__Given request__: Find every line below that contains the word "components" and copy it out.

###

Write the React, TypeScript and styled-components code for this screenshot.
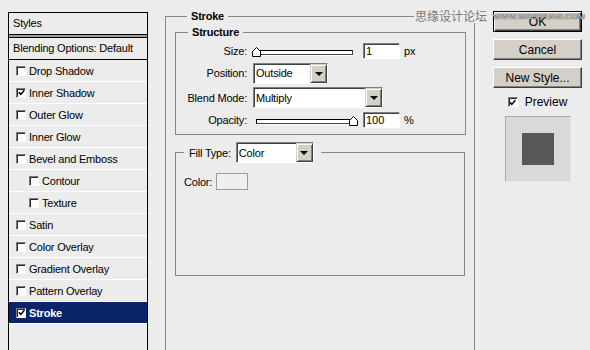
import styled, { createGlobalStyle, css } from "styled-components";

const GlobalStyle = createGlobalStyle`
  html, body {
    margin: 0;
    padding: 0;
    background: #ececec;
  }
  body {
    font-family: "Liberation Sans", Arial, sans-serif;
    font-size: 11px;
    letter-spacing: -0.2px;
    color: #000;
  }
`;

const Dialog = styled.div`
  position: relative;
  width: 590px;
  height: 350px;
  overflow: hidden;
  display: flex;
  align-items: flex-start;
`;

/* ---------- left styles list ---------- */

const StylesPanel = styled.div`
  flex-shrink: 0;
  margin: 12px 0 0 8px;
  width: 140px;
  height: 350px;
  box-sizing: border-box;
  border: 1px solid #000;
  border-bottom: none;
`;

const PanelHeader = styled.div`
  height: 21px;
  line-height: 21px;
  padding-left: 4px;
  border-bottom: 1px solid #000;
`;

const HeaderRule = styled.div`
  height: 2px;
  background: #9c9c9c;
  border-bottom: 1px solid #000;
`;

const BlendingRow = styled.div`
  height: 21px;
  line-height: 21px;
  padding-left: 4px;
  border-bottom: 1px solid #000;
`;

const StyleRow = styled.div<{ $indent?: boolean; $selected?: boolean }>`
  display: flex;
  align-items: center;
  gap: 3px;
  height: 21px;
  padding-left: ${(p) => (p.$indent ? 20 : 7)}px;
  border-bottom: 1px solid #fff;
  background: ${(p) => (p.$selected ? "#0a246a" : "transparent")};
  color: ${(p) => (p.$selected ? "#fff" : "#000")};
  font-weight: ${(p) => (p.$selected ? "bold" : "normal")};
`;

const CheckBox = styled.span`
  flex-shrink: 0;
  width: 10px;
  height: 10px;
  box-sizing: border-box;
  display: flex;
  align-items: center;
  justify-content: center;
  background: #fff;
  border: 1px solid;
  border-color: #7b7b7b #fff #fff #7b7b7b;
  box-shadow: inset 1px 1px 0 #2a2a2a;
`;

const Check = ({ checked }: { checked?: boolean }) => (
  <CheckBox>
    {checked && (
      <svg width="7" height="7" viewBox="0 0 7 7">
        <path d="M0.8 3.2 L2.8 5.4 L6.3 1.2" fill="none" stroke="#000" strokeWidth="1.6" />
      </svg>
    )}
  </CheckBox>
);

/* ---------- group boxes ---------- */

const Group = styled.fieldset`
  margin: 0;
  padding: 0;
  min-width: 0;
  box-sizing: border-box;
  border: 1px solid #878787;
`;

const Legend = styled.legend<{ $bold?: boolean }>`
  margin-left: 12px;
  padding: 0 4px;
  line-height: 13px;
  font-weight: ${(p) => (p.$bold ? "bold" : "normal")};
`;

const StrokeGroup = styled(Group)`
  flex-shrink: 0;
  margin: 10px 0 0 17px;
  width: 310px;
  height: 360px;
  padding: 3px 8px 0 9px;
`;

const StructureGroup = styled(Group)`
  width: 291px;
  padding: 3px 0 6px;
`;

const FormGrid = styled.div`
  display: grid;
  grid-template-columns: 71px auto;
  grid-template-rows: 18px 22px 23px 17px;
  column-gap: 6px;
  row-gap: 2px;
  align-items: center;
`;

const FieldLabel = styled.span`
  text-align: right;
`;

const FieldControl = styled.div`
  display: flex;
  align-items: center;
`;

const SliderBox = styled.div`
  position: relative;
  width: 104px;
  height: 12px;
  margin-right: 6px;
`;

const SliderTrack = styled.div`
  position: absolute;
  left: 3px;
  right: 4px;
  top: 5px;
  height: 5px;
  box-sizing: border-box;
  background: #fff;
  border: 1px solid;
  border-color: #000 #404040 #404040 #000;
  box-shadow: 0 1px 0 #fff;
`;

const SliderThumb = styled.svg`
  position: absolute;
  top: 2px;
`;

const Slider = ({ value, max }: { value: number; max: number }) => {
  const center = 3 + (value / max) * 97;
  return (
    <SliderBox>
      <SliderTrack />
      <SliderThumb width="9" height="10" viewBox="0 0 9 10" style={{ left: center - 4.5 }}>
        <path d="M0.5 9.5 V4.5 L4.5 0.5 L8.5 4.5 V9.5 Z" fill="#fff" stroke="#000" />
      </SliderThumb>
    </SliderBox>
  );
};

const NumberField = styled.input`
  width: 37px;
  height: 16px;
  box-sizing: border-box;
  margin: 0;
  padding: 0 2px;
  font: inherit;
  color: #000;
  background: #fff;
  border: 1px solid;
  border-color: #808080 #fff #fff #808080;
  box-shadow: inset 1px 1px 0 #404040;
  outline: none;
`;

const Unit = styled.span`
  margin-left: 4px;
`;

const SelectBox = styled.div<{ $width: number }>`
  width: ${(p) => p.$width}px;
  height: 21px;
  box-sizing: border-box;
  display: flex;
  align-items: center;
  justify-content: space-between;
  padding-left: 2px;
  background: #fff;
  border: 1px solid;
  border-color: #808080 #fff #fff #808080;
  box-shadow: inset 1px 1px 0 #404040;
`;

const SelectArrow = styled.span`
  width: 17px;
  height: 19px;
  box-sizing: border-box;
  display: flex;
  align-items: center;
  justify-content: center;
  background: #d4d0c8;
  border: 1px solid;
  border-color: #d4d0c8 #404040 #404040 #d4d0c8;
  box-shadow: inset 1px 1px 0 #fff, inset -1px -1px 0 #808080;

  &::after {
    content: "";
    border-left: 4px solid transparent;
    border-right: 4px solid transparent;
    border-top: 4px solid #000;
    margin-top: 1px;
  }
`;

const Select = ({ value, width }: { value: string; width: number }) => (
  <SelectBox $width={width}>
    <span>{value}</span>
    <SelectArrow />
  </SelectBox>
);

const FillGroup = styled(Group)`
  margin-top: 7px;
  width: 290px;
  height: 134px;
  padding: 0;
`;

const FillLegend = styled.legend`
  display: flex;
  align-items: center;
  gap: 5px;
  margin-left: 8px;
  padding: 0 7px 0 5px;
`;

const FillBody = styled.div`
  display: flex;
  align-items: center;
  gap: 4px;
  padding: 10px 0 0 8px;
`;

const Swatch = styled.span`
  width: 32px;
  height: 17px;
  box-sizing: border-box;
  background: #efefef;
  border: 1px solid #9c9c9c;
`;

/* ---------- right buttons ---------- */

const ButtonColumn = styled.div`
  position: relative;
  flex-shrink: 0;
  margin: 11px 0 0 18px;
  width: 89px;
  display: flex;
  flex-direction: column;
  align-items: center;
  gap: 7px;
`;

const DialogButton = styled.button<{ $default?: boolean }>`
  width: 89px;
  height: 21px;
  box-sizing: border-box;
  margin: 0;
  padding: 0;
  font-family: inherit;
  font-size: 12px;
  letter-spacing: 0;
  color: #000;
  background: #d4d0c8;
  border: 1px solid;
  border-color: #fff #404040 #404040 #fff;
  box-shadow: inset -1px -1px 0 #808080;
  ${(p) =>
    p.$default &&
    css`
      border-color: #000;
      box-shadow: inset 1px 1px 0 #fff, inset -1px -1px 0 #404040, inset -2px -2px 0 #808080;
    `}
`;

const PreviewRow = styled.label`
  display: flex;
  align-items: center;
  gap: 7px;
  height: 14px;
  font-size: 12px;
  letter-spacing: 0;
`;

const PreviewBox = styled.div`
  width: 66px;
  height: 66px;
  box-sizing: border-box;
  display: flex;
  align-items: center;
  justify-content: center;
  background: #d9d9d9;
  border: 1px solid;
  border-color: #a9a9a9 #e6e6e6 #e6e6e6 #a9a9a9;
`;

const PreviewSwatch = styled.div`
  width: 32px;
  height: 32px;
  background: #575757;
`;

/* ---------- watermarks ---------- */

const SiteMark = styled.span`
  position: absolute;
  top: 0;
  left: 0;
  width: 89px;
  margin-top: 2px;
  text-align: center;
  font-size: 8px;
  line-height: 8px;
  letter-spacing: 0.3px;
  color: #f4f4f4;
  text-shadow: 0 0 1px #000, 0 0 1px #000;
  pointer-events: none;
`;

const ForumMark = styled.span`
  position: absolute;
  top: 9px;
  left: 414px;
  padding: 0 1px;
  background: #ececec;
  font-family: "Noto Sans CJK SC", sans-serif;
  font-size: 12px;
  line-height: 14px;
  letter-spacing: 0;
  color: #7a7a7a;
`;

const styleItems: { name: string; checked?: boolean; indent?: boolean; selected?: boolean }[] = [
  { name: "Drop Shadow" },
  { name: "Inner Shadow", checked: true },
  { name: "Outer Glow" },
  { name: "Inner Glow" },
  { name: "Bevel and Emboss" },
  { name: "Contour", indent: true },
  { name: "Texture", indent: true },
  { name: "Satin" },
  { name: "Color Overlay" },
  { name: "Gradient Overlay" },
  { name: "Pattern Overlay" },
  { name: "Stroke", checked: true, selected: true },
];

export default function App() {
  return (
    <Dialog>
      <GlobalStyle />
      <StylesPanel>
        <PanelHeader>Styles</PanelHeader>
        <HeaderRule />
        <BlendingRow>Blending Options: Default</BlendingRow>
        {styleItems.map((item) => (
          <StyleRow key={item.name} $indent={item.indent} $selected={item.selected}>
            <Check checked={item.checked} />
            <span>{item.name}</span>
          </StyleRow>
        ))}
      </StylesPanel>

      <StrokeGroup>
        <Legend $bold>Stroke</Legend>
        <StructureGroup>
          <Legend $bold>Structure</Legend>
          <FormGrid>
            <FieldLabel>Size:</FieldLabel>
            <FieldControl>
              <Slider value={1} max={250} />
              <NumberField readOnly value="1" />
              <Unit>px</Unit>
            </FieldControl>
            <FieldLabel>Position:</FieldLabel>
            <FieldControl>
              <Select value="Outside" width={75} />
            </FieldControl>
            <FieldLabel>Blend Mode:</FieldLabel>
            <FieldControl>
              <Select value="Multiply" width={130} />
            </FieldControl>
            <FieldLabel>Opacity:</FieldLabel>
            <FieldControl>
              <Slider value={100} max={100} />
              <NumberField readOnly value="100" />
              <Unit>%</Unit>
            </FieldControl>
          </FormGrid>
        </StructureGroup>

        <FillGroup>
          <FillLegend>
            <span>Fill Type:</span>
            <Select value="Color" width={78} />
          </FillLegend>
          <FillBody>
            <span>Color:</span>
            <Swatch />
          </FillBody>
        </FillGroup>
      </StrokeGroup>

      <ButtonColumn>
        <DialogButton $default>OK</DialogButton>
        <DialogButton>Cancel</DialogButton>
        <DialogButton>New Style...</DialogButton>
        <PreviewRow>
          <Check checked />
          <span>Preview</span>
        </PreviewRow>
        <PreviewBox>
          <PreviewSwatch />
        </PreviewBox>
        <SiteMark>WWW.MISSYUAN.COM</SiteMark>
      </ButtonColumn>

      <ForumMark>思缘设计论坛</ForumMark>
    </Dialog>
  );
}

###

__Written reply__:
Write the React, TypeScript and styled-components code for this screenshot.
import styled, { createGlobalStyle, css } from "styled-components";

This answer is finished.